West Pomeranian Voivodeship
- Proportion: 5:8
- Adopted: 23 November 2000
- Design: Rectangle divided vertically in 3 stripes with white, red, and white colour, and with the coat of arms of the West Pomeranian Voivodeship in the middle
- Designed by: Hanna Dąbrowska (flag layout) Jerzy Bąk (coat of arms)

= Flag of the West Pomeranian Voivodeship =

The flag of the West Pomeranian Voivodeship in Poland is a triband rectangle, divided vertically in 3 stripes of white, red, and white colour, and with the coat of arms of the voivodeship in the middle. It was adopted in 2000.

== Design ==
The flag of the West Pomeranian Voivodeship is a rectangle with the aspect ratio of height to width ratio equal 5:8. It is divided into three equal vertical stripes, that are white, red, and white. In the middle of the flag, within the red stripe, is the coat of arms of the voivodeship, a white shield, with red griffin with golden (yellow) beak and claws, that is faced to the right.

The white colour is described in the hex triplet system as #FFFFFF, the red as #D22730, and the yellow, as #F7D417.

| Colour model | White | Red | Yellow |
|---|---|---|---|
| CMYK | 0.0.0.0 | 0.81.77.18 | 0.14.90.3 |
| RGB | (255,255,255) | (210,39,48) | (247,212,23) |
| Hex | #FFFFFF | #D22730 | #F7D417 |

== History ==

The banner used by the forces of Casimir V, duke of Pomerania-Stettin, during the Battle of Grunwald in 1410.

The griffin is a traditional symbol of the West Pomerania, used since 12th century.

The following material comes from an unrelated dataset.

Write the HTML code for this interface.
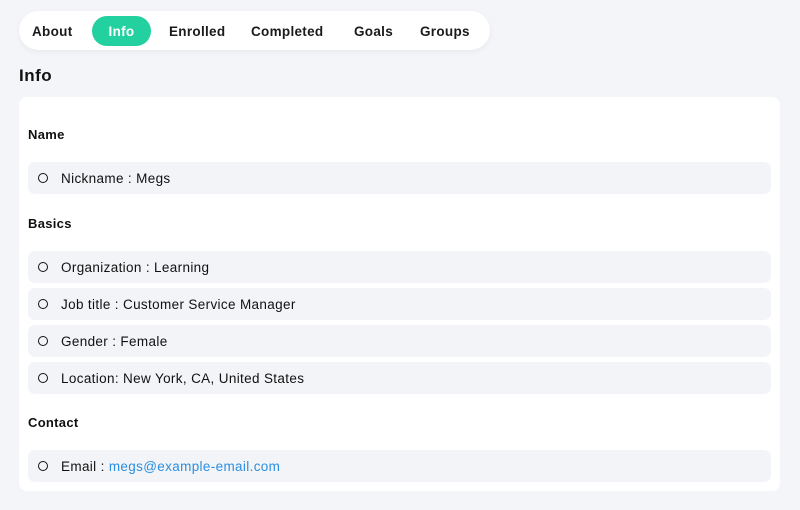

Between 12th and 13th century, the griffin become the symbol of the House of Griffin, that ruled in that area. Subsequently, the red griffin on the white background had become the symbol of the Duchy of the Pomerania-Stettin. In the 1730s, that design had become the symbol of the entire West Pomerania. In 1410, during the Battle of Grunwald, the forces of Casimir V, duke of Pomerania-Stettin, used a white banner with a red griffin on it.

Flag of the Province of Pomerania, used from 1882 to 1935.

The Province of Pomerania, which was partially located within modern borders of the West Pomeranian Voivodeship, adopted its flag on 22 October 1882. It was rectangle divided horizontally into two stripes: light blue on top, and white on the bottom. Its aspect ratio height to width ratio was equal 2:3. The flag was used until 1935, when Nazi Germany forbid its provinces from flying its flags, ordering them to replace them with the national flag. Since 1996, the flag is officially recognized as the symbol of the historical region of Western Pomerania within Mecklenburg-Vorpommern, Germany.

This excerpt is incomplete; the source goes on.